Some of us are scared. Some of us are afraid that we will never see the Manny we fell in love with again. I’m personally sickened by the fact that they don’t respect their viewers and supporters enough to show me the journey that Manny are on together, instead deciding to shove me from plot point to plot point, expecting me to just be happy with anything that I get. What they don’t understand is that it’s the journey that allowed me to care as much as I did, as much as I still do. It’s the connection between two souls, and between two hearts, that enveloped me in the first place. Is this too much to ask for now? It’s not that I don’t understand that Michelle has layers and that Danny should have his past explored, etc. Trust me, I know all of this, I’ve thought for hours on end about the characters and the complexities that had been introduced to us a year ago. Michelle reaching a breaking point was one of them. Believe me, I get it. But what I don’t get, and what I can’t accept, is TPTB simply going from point A to point B without showing us the line it took to get there. That’s an integral part of good storytelling, and I’m not getting it with Manny these days. It tells me that they don’t give a damn about who these characters really are.

My heart is sad. My heart is aching because of what is happening to these characters that I cherish, that I love. And I have every right to do this. I have the right because I have invested a part of myself in this couple, and in these characters.

Manny. Two souls in love before they ever met. Two hearts intertwined despite the forces of nature pulling them apart. I’ve laughed and cried with them and I’ve spent countless hours talking with some amazing women about them. Hours that have meant more to me than I care to admit. Do I care too much? Am I overreacting? No. No I’m not. My heart is ruling my actions now, and is both a glorious and painful way to live.

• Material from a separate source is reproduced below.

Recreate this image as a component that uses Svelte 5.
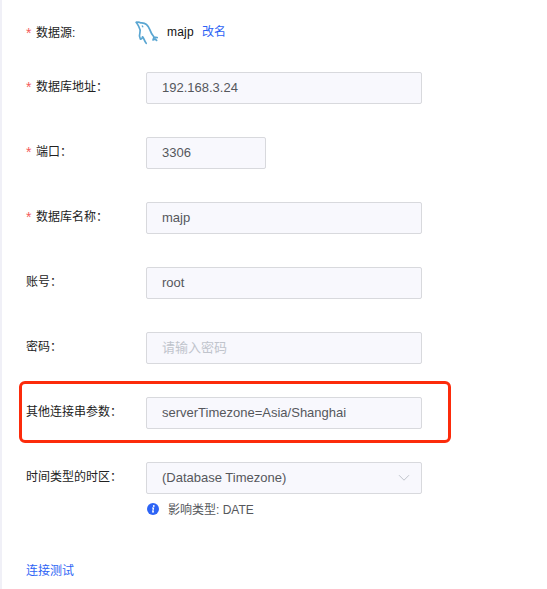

I hope my heart can take the bumpy road ahead. I hope it can continue to see some small rays of hope through this murky forest. I hope it can laugh when it needs to laugh, and cry when it needs to cry. But most of all, I hope my heart remains critical and trenchant, while never losing sight to be open and accepting.

The heart is a funny thing.

Candy

 


 

This is a later post responding to a response. Because I do not have that person's permission to post their response, it is unavailable. However, my response below answers it point by point.

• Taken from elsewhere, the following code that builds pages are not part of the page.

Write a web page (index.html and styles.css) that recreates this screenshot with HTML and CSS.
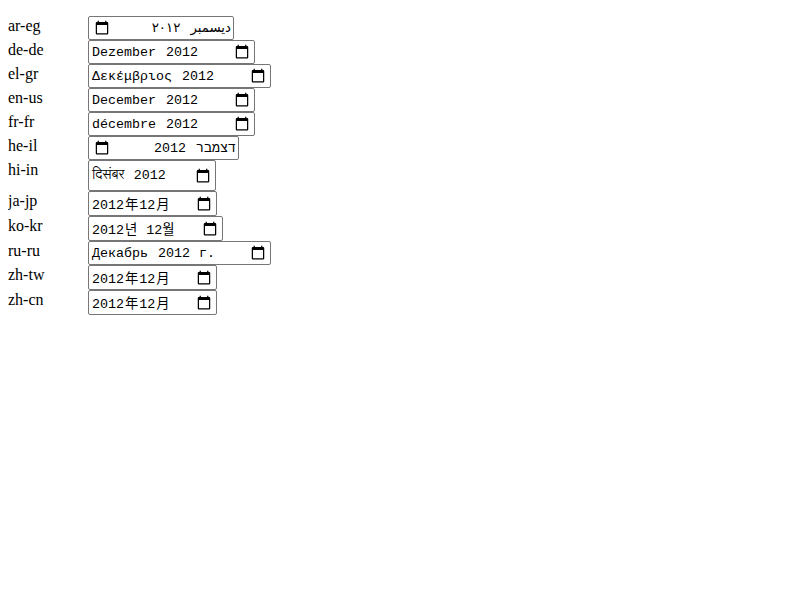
FILE: index.html
```html
<!DOCTYPE html>
<html lang="en">
<head>
<meta charset="utf-8">
<title>Month inputs by locale</title>
<link rel="stylesheet" href="styles.css">
</head>
<body>
<svg width="0" height="0" class="defs"><symbol id="cal" viewBox="0 0 24 24"><path d="M20 3h-1V1h-2v2H7V1H5v2H4c-1.1 0-2 .9-2 2v16c0 1.1.9 2 2 2h16c1.1 0 2-.9 2-2V5c0-1.1-.9-2-2-2zm0 18H4V8h16v13z"/></symbol></svg>
<ul>
<li><span class="name">ar-eg</span><div class="field ar" lang="ar-eg" dir="rtl"><span class="value"><span>ديسمبر</span> <span>٢٠١٢</span></span><svg class="icon"><use href="#cal"/></svg></div></li>
<li><span class="name">de-de</span><div class="field medium" lang="de-de"><span class="value"><span>Dezember</span> <span>2012</span></span><svg class="icon"><use href="#cal"/></svg></div></li>
<li><span class="name">el-gr</span><div class="field wide" lang="el-gr"><span class="value"><span>Δεκέμβριος</span> <span>2012</span></span><svg class="icon"><use href="#cal"/></svg></div></li>
<li><span class="name">en-us</span><div class="field medium" lang="en-us"><span class="value"><span>December</span> <span>2012</span></span><svg class="icon"><use href="#cal"/></svg></div></li>
<li><span class="name">fr-fr</span><div class="field medium" lang="fr-fr"><span class="value"><span>décembre</span> <span>2012</span></span><svg class="icon"><use href="#cal"/></svg></div></li>
<li><span class="name">he-il</span><div class="field he" lang="he-il" dir="rtl"><span class="value"><span>דצמבר</span> <span>2012</span></span><svg class="icon"><use href="#cal"/></svg></div></li>
<li><span class="name">hi-in</span><div class="field hi" lang="hi-in"><span class="value"><span>दिसंबर</span> <span>2012</span></span><svg class="icon"><use href="#cal"/></svg></div></li>
<li><span class="name">ja-jp</span><div class="field cjk" lang="ja-jp"><span class="value"><span>2012</span>年<span>12</span>月</span><svg class="icon"><use href="#cal"/></svg></div></li>
<li><span class="name">ko-kr</span><div class="field cjk ko" lang="ko-kr"><span class="value"><span>2012</span>년 <span>12월</span></span><svg class="icon"><use href="#cal"/></svg></div></li>
<li><span class="name">ru-ru</span><div class="field wide" lang="ru-ru"><span class="value"><span>Декабрь</span> <span>2012</span> г.</span><svg class="icon"><use href="#cal"/></svg></div></li>
<li><span class="name">zh-tw</span><div class="field cjk" lang="zh-tw"><span class="value"><span>2012</span>年<span>12</span>月</span><svg class="icon"><use href="#cal"/></svg></div></li>
<li><span class="name">zh-cn</span><div class="field cjk" lang="zh-cn"><span class="value"><span>2012</span>年<span>12</span>月</span><svg class="icon"><use href="#cal"/></svg></div></li>
</ul>
</body>
</html>
```
FILE: styles.css
```css
body { margin: 16px 8px; font-family: "Liberation Serif", serif; font-size: 16px; line-height: 18px; color: #000; background: #fff; }
.defs { display: none; }
ul { list-style: none; margin: 0; padding: 0; }
li { display: flex; align-items: flex-start; }
.name { width: 80px; padding-top: 1px; }
.field {
  box-sizing: border-box;
  display: flex;
  align-items: center;
  justify-content: space-between;
  height: 24px;
  padding-inline: 2px 4px;
  border: 1px solid #767676;
  border-radius: 2px;
  font: 13.333px/15px "Liberation Mono", monospace;
}
.value { white-space: pre; }
.value span { padding: 0 1px; }
.icon { width: 16px; height: 15px; flex: none; margin-bottom: 1px; }
.medium { width: 167px; }
.wide { width: 183px; }
.ar, .he { padding-inline: 1px 5px; }
.ar { width: 146px; font-family: "DejaVu Sans", sans-serif; }
.ar .value { word-spacing: 3.8px; padding-bottom: 2px; }
.he { width: 151px; }
.hi { width: 128px; height: 31px; font-family: "Liberation Mono", "Lohit Devanagari", "Noto Sans Devanagari", monospace; }
.hi .value { word-spacing: -0.7px; }
.hi .value span:first-child { font-weight: 300; }
.cjk { width: 129px; height: 25px; font-family: "Liberation Mono", "Noto Sans CJK JP", monospace; }
.cjk .value { padding-top: 4px; }
.cjk .icon, .hi .icon { margin-bottom: 0; }
.ko { width: 135px; font-family: "Liberation Mono", "Noto Sans CJK KR", monospace; }
```
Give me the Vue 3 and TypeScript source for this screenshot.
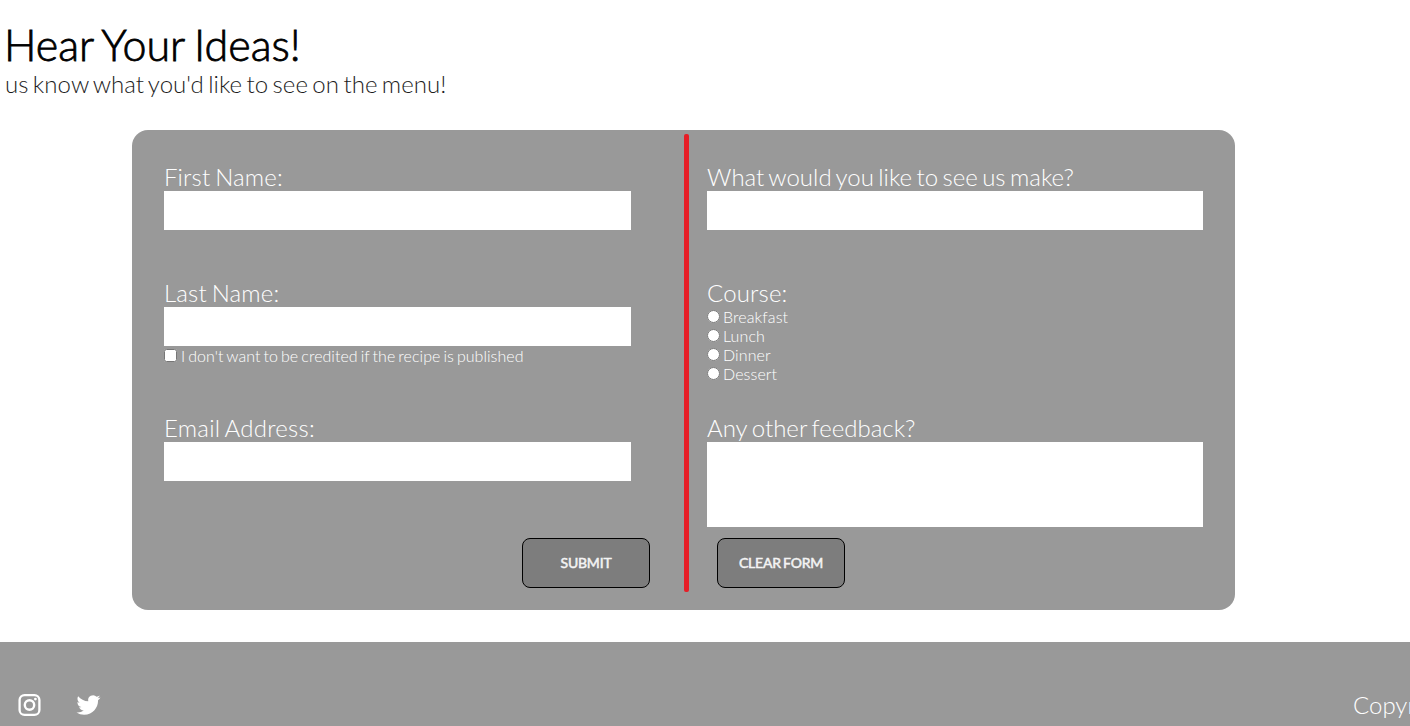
<script setup lang="ts">
import { ref } from 'vue'

const courses: string[] = ['Breakfast', 'Lunch', 'Dinner', 'Dessert']
const firstName = ref('')
const lastName = ref('')
const email = ref('')
const anonymous = ref(false)
const dish = ref('')
const course = ref('')
const feedback = ref('')

function clearForm(): void {
  firstName.value = ''
  lastName.value = ''
  email.value = ''
  anonymous.value = false
  dish.value = ''
  course.value = ''
  feedback.value = ''
}
</script>

<template>
  <div class="page">
    <header class="intro">
      <h1>Hear Your Ideas!</h1>
      <p>us know what you'd like to see on the menu!</p>
    </header>

    <form class="card" @submit.prevent>
      <div class="column left">
        <div class="field first">
          <label for="first">First Name:</label>
          <input id="first" v-model="firstName" class="box" type="text" />
        </div>
        <div class="field second">
          <label for="last">Last Name:</label>
          <input id="last" v-model="lastName" class="box" type="text" />
          <label class="option"><input v-model="anonymous" type="checkbox" /><span class="credit">I don't want to be credited if the recipe is published</span></label>
        </div>
        <div class="field third">
          <label for="email" class="email">Email Address:</label>
          <input id="email" v-model="email" class="box" type="text" />
        </div>
        <button class="submit" type="submit">SUBMIT</button>
      </div>

      <div class="divider"></div>

      <div class="column right">
        <div class="field first">
          <label for="dish" class="dish">What would you like to see us make?</label>
          <input id="dish" v-model="dish" class="box" type="text" />
        </div>
        <div class="field second">
          <span class="caption">Course:</span>
          <label v-for="name in courses" :key="name" class="option">
            <input v-model="course" type="radio" name="course" :value="name" /><span>{{ name }}</span>
          </label>
        </div>
        <div class="field third">
          <label for="feedback" class="feedback">Any other feedback?</label>
          <textarea id="feedback" v-model="feedback" class="box"></textarea>
        </div>
        <button class="clear" type="button" @click="clearForm">CLEAR FORM</button>
      </div>
    </form>

    <footer class="footer">
      <nav class="social">
        <a aria-label="Instagram">
          <svg class="instagram" viewBox="0 0 24 24" fill="none" stroke="#fff">
            <rect x="2.1" y="2.1" width="19.8" height="19.8" rx="5" stroke-width="2.3" />
            <circle cx="12" cy="12" r="4.7" stroke-width="2.4" />
            <circle cx="17.9" cy="6.1" r="1.4" fill="#fff" stroke="none" />
          </svg>
        </a>
        <a aria-label="Twitter">
          <svg class="twitter" viewBox="0 0 24 24" fill="#fff">
            <path d="M23.953 4.57a10 10 0 01-2.825.775 4.958 4.958 0 002.163-2.723c-.951.555-2.005.959-3.127 1.184a4.92 4.92 0 00-8.384 4.482C7.69 8.095 4.067 6.13 1.64 3.162a4.822 4.822 0 00-.666 2.475c0 1.71.87 3.213 2.188 4.096a4.904 4.904 0 01-2.228-.616v.06a4.923 4.923 0 003.946 4.827 4.996 4.996 0 01-2.212.085 4.936 4.936 0 004.604 3.417 9.867 9.867 0 01-6.102 2.105c-.39 0-.779-.023-1.17-.067a13.995 13.995 0 007.557 2.209c9.053 0 13.998-7.496 13.998-13.985 0-.21 0-.42-.015-.63A9.935 9.935 0 0024 4.59z" />
          </svg>
        </a>
      </nav>
      <span class="copyright">Copyright</span>
    </footer>
  </div>
</template>

<style>
body {
  margin: 0;
  overflow: hidden;
}
</style>

<style scoped>
.page {
  box-sizing: border-box;
  width: 100%;
  height: 726px;
  overflow: hidden;
  padding-top: 19px;
  background: #fff;
  font-family: Lato, sans-serif;
  font-weight: 300;
}
.intro {
  height: 111px;
  padding-left: 5px;
  color: #000;
}
h1 {
  margin: 0 0 0 -1px;
  font-size: 43px;
  line-height: 51px;
  font-weight: 300;
  -webkit-text-stroke: 0.8px #000;
  word-spacing: -2px;
}
p {
  margin: -1px 0 0;
  font-size: 24px;
  line-height: 29px;
  letter-spacing: 0.05px;
  word-spacing: -2.2px;
  color: #1c1c1c;
}
.card {
  box-sizing: border-box;
  display: flex;
  width: 1103px;
  height: 480px;
  margin-left: 132px;
  padding: 4px 32px 0;
  border-radius: 16px;
  background: #999;
  color: #fff;
}
.column {
  display: flex;
  flex-direction: column;
  padding-top: 28px;
}
.left {
  width: 486px;
  margin-right: 34px;
}
.left .field {
  width: 467px;
}
.right {
  width: 496px;
  margin-left: 18px;
}
.divider {
  width: 5px;
  height: 458px;
  border-radius: 2px;
  background: #e61e27;
}
.field {
  display: flex;
  flex-direction: column;
  font-size: 24px;
  line-height: 29px;
  letter-spacing: 0.15px;
  word-spacing: -1.8px;
}
.email {
  letter-spacing: 0.25px;
}
.dish {
  letter-spacing: 0.03px;
  word-spacing: -2.2px;
}
.feedback {
  letter-spacing: 0;
}
.first {
  height: 116px;
}
.second {
  height: 135px;
}
.third {
  height: 125px;
}
.box {
  box-sizing: border-box;
  width: 100%;
  height: 39px;
  margin: 0;
  padding: 4px 8px;
  border: 0;
  border-radius: 0;
  background: #fff;
  font: inherit;
}
textarea.box {
  height: 85px;
  resize: none;
}
.option {
  display: flex;
  height: 19px;
  font-size: 16px;
  line-height: 19px;
  letter-spacing: 0.1px;
}
.option input {
  width: 13px;
  height: 13px;
  margin: 3px 3px 0 0;
}
.credit {
  padding-left: 1px;
  letter-spacing: 0.03px;
  word-spacing: -1.3px;
}
button {
  box-sizing: border-box;
  width: 128px;
  height: 50px;
  padding: 0 0 1px;
  border: 1px solid #000;
  border-radius: 8px;
  background: #7d7d7d;
  color: #f4f4f4;
  font-family: inherit;
  font-size: 14px;
  font-weight: 400;
  -webkit-text-stroke: 0.5px #f4f4f4;
  letter-spacing: -0.2px;
}
.submit {
  align-self: flex-end;
}
.clear {
  margin-left: 10px;
  word-spacing: -1.2px;
}
.footer {
  display: flex;
  justify-content: space-between;
  height: 84px;
  margin-top: 32px;
  background: #999;
  color: #fff;
}
.social {
  display: flex;
  gap: 33.5px;
  padding: 51px 0 0 17px;
}
.instagram,
.twitter {
  display: block;
  width: 25px;
  height: 24px;
}
.copyright {
  width: 57px;
  padding-top: 48px;
  overflow: hidden;
  font-size: 24px;
  line-height: 29px;
}
</style>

I'll go paragraph by paragraph -

By comparing Manny's first five months with what is "done with all couples" is a slap in the face to Manny themselves. Their courtship and every element that was given to us during those first 5 months were unlike any that I've seen on daytime television in the 18 years I've been watching. The romance in a soap is what has always drawn me in, so believe me when I say that I've had my share of favorite couples. But Manny transcends those couples. I've spoken to enough people on this board to know that they feel the same way. If Manny's introduction to us were just like every other couple, then all those other couples would've had hundreds of people join a message board to discuss their every move. They don't.

The fact that you say you're an emotionally distanced person is noted. In saying that, you're doing the exact thing that I'm doing, but backwards. If you had actually read my post above you would've seen that I don't exactly have control over this kind of thing, and that I freely admit that it's painful - but the joy that it brings goes beyond what someone like yourself (the emotionally distant type, that is) can possibly feel. This is not a judgment, as I realize different people deal with situations differently.

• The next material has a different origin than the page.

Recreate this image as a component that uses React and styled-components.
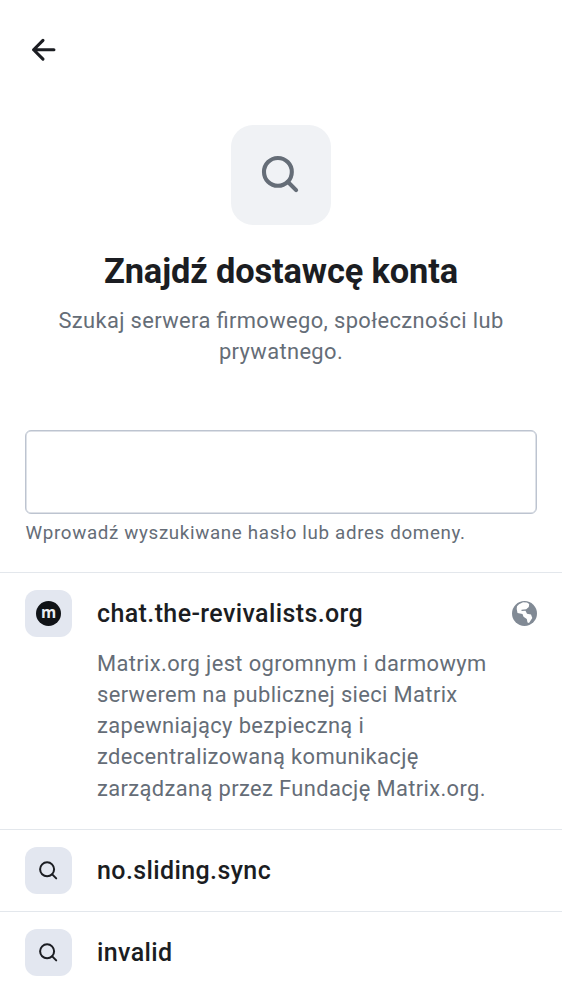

Interesting point you make about me wanting MY vision to be represented, and not letting the writer's write the story. As I've said many times, I'm only expecting them to give us what they've given us in the past - and that is not too much to ask. Should I let them tell the story? Well, you're right, I don't have much of a choice. But do you realize what their job is? To tell a tale. If they're lucky, they create characters and stories that cause their viewers to go into another time and place and become immersed in that story and in those characters. This is what they did for those five months.. this is something that has disappeared since then. Am I projecting what I want onto the writers? Not exactly. I'm projecting what I had come to EXPECT from them. And that is ONLY because they raised that bar of excellence to begin with. I will blame them. I will blame them for lowering that bar and treating their viewers like puppies who will be happy if they throw out a morsel here and there.

Are they heading back to the family? You know what? I thought they were doing that a month or two ago when they got back from SC. I was re-watching those scenes this afternoon (where they were separated for a day or two after Selena fell) and thought "why couldn't they have just gone with this??". I was actually very happy at that point, I was able to forget about SC because what they were doing with Michelle was incredibly promising. She mentioned how she didn't want to "get used to" that life. What did they do? They dropped the ball. Dropped it completely by bringing Theresa into the picture. They wasted the last month on that crap. So how am I supposed to sit here and believe that by the utterance of ONE phrase by Danny and Michelle, that this means they'll be re-introduced to the family and that storyline possibility? I can't, and that's the point.

Michelle will be brought up on charges, Danny will go crazy and admit to the murder, Michelle will be released, we'll be subjected to the same scenes we saw in the psycho ward with them separated, Pilar & Carmen will hate Michelle yet again for being the woman who Danny would go to prison for, Danny will go on trial perhaps.. blah blah blah. It's been done. It's been written.

I can deal with small plot points being important to the larger picture. I understand that completely. I said earlier that they take us from A to B without dealing with the journey between them. I take that back. They're taking us from A to D, completely bypassing B and C while dropping in a line here and there that keeps people hanging on.

Even if they DID feel like they had a larger picture going on here with Manny, their fault would lie upon the lack of EXECUTION in bringing it to our screen in a cohesive manner. It's jumpy, it's choppy, it's horribly paced, and that all lends to the sheer unbelievability of the last few months.

I still hold out hope. Albeit the smallest glimmer of hope I've ever had. One of the only things keeping me from letting go (and believe you me.. that's the hardest thing for me to do with such amazing actors in these roles) is the fact that, whether you like to believe it or not, people in the INDUSTRY are feeling the same way as I do.

Shake-ups are happening, PR has told B&E to shape up or ship out. He knows there's problems, the mags know there's problems, we know there's problems. With any luck, PR is not the root of these problems and things will look better in a month or two. I just hope my fingernails don't break off from hanging on this ledge.